==== Records to process

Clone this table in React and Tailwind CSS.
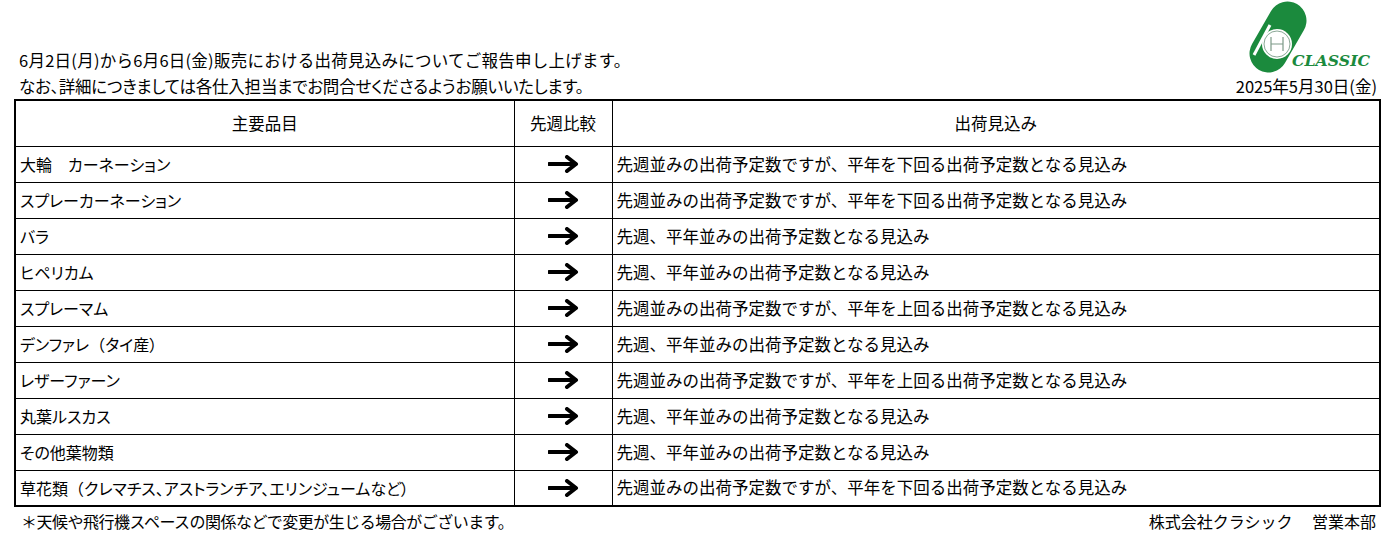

========
==== Records to process

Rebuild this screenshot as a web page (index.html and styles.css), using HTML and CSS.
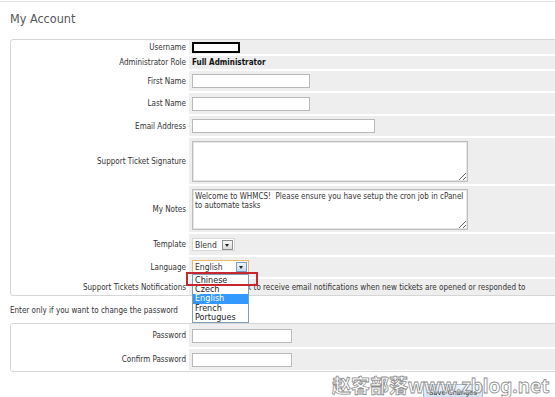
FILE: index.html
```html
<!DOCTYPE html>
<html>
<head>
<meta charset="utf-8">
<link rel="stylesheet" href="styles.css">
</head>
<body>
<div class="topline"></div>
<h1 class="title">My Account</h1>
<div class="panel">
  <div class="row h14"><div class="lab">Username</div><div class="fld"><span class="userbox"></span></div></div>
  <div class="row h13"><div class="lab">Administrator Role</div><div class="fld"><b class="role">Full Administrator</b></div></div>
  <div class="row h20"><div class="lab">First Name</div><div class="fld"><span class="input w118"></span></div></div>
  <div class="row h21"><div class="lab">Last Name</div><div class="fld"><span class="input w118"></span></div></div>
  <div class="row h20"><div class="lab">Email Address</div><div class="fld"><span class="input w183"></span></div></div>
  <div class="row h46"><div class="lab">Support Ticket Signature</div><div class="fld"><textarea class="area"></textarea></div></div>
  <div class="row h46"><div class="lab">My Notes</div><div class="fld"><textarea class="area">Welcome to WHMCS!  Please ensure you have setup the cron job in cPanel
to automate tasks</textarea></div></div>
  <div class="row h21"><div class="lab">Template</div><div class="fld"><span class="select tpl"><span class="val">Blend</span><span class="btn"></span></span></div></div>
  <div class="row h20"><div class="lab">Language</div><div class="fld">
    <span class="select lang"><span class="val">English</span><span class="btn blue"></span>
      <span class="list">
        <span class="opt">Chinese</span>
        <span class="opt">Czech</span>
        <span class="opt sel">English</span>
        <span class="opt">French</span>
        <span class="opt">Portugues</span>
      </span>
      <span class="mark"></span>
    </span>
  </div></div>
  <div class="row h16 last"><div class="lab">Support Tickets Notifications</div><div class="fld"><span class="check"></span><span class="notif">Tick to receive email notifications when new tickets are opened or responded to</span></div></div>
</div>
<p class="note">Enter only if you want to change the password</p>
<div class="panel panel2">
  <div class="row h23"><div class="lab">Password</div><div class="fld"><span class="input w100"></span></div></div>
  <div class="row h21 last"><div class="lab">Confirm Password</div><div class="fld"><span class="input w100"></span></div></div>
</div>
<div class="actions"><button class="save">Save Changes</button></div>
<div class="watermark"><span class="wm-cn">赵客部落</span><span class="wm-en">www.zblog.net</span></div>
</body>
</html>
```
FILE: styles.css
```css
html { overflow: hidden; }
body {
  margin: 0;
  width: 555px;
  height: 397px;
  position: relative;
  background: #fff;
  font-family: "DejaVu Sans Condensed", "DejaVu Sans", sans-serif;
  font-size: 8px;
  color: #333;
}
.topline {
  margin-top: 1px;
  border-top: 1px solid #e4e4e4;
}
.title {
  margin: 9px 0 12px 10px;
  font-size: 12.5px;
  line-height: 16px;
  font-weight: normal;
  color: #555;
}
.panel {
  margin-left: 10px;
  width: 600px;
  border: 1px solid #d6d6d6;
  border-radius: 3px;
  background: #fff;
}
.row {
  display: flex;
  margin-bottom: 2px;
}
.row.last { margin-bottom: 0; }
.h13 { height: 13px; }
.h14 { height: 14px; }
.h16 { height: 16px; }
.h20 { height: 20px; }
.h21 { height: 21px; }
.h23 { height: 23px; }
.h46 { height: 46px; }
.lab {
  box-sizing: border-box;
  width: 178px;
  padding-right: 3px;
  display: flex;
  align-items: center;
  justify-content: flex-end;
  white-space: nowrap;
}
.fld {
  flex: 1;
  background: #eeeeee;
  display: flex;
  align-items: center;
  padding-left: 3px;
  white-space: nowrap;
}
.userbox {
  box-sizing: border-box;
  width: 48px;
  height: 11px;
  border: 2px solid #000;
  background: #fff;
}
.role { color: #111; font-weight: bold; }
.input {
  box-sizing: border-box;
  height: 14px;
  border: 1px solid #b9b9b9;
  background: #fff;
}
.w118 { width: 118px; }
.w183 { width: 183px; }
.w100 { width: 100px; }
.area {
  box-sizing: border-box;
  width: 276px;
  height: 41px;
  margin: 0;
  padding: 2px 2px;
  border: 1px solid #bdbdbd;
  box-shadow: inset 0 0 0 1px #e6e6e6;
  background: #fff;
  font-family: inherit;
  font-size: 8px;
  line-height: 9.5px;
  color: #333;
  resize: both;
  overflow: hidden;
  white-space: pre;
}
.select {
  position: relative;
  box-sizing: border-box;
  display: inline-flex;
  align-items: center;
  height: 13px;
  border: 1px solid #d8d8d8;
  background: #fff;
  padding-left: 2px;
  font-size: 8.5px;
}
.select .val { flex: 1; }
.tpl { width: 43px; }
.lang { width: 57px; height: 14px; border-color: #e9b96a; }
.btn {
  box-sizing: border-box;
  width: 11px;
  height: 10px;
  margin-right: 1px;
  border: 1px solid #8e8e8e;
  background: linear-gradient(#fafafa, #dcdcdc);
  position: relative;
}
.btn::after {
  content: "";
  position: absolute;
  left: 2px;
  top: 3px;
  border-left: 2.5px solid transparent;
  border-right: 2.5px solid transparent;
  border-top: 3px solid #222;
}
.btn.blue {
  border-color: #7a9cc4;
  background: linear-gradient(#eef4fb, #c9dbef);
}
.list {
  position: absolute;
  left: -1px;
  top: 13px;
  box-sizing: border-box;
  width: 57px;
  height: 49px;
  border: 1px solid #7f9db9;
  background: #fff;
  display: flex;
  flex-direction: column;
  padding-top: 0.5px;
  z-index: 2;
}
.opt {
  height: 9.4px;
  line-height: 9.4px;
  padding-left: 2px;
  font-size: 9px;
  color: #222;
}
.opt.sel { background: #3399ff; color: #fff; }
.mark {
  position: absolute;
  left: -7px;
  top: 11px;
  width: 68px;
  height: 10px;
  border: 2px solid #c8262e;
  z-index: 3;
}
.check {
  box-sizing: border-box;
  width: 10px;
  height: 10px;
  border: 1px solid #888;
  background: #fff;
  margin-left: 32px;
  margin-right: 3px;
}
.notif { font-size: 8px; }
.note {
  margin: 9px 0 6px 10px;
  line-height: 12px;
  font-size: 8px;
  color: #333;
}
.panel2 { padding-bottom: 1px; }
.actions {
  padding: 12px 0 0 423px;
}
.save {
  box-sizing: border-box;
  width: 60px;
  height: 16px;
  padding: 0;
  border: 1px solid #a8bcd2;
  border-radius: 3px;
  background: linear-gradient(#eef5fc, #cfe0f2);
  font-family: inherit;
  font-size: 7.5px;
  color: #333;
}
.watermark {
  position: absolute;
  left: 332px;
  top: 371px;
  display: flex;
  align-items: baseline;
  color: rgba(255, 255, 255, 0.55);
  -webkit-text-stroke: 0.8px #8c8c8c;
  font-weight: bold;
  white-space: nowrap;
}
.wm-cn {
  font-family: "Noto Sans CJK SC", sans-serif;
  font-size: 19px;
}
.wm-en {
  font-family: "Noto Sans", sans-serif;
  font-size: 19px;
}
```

========

Objective
Count every line above that holds the word "styles", and state the number and nothing more.

Expected answer
3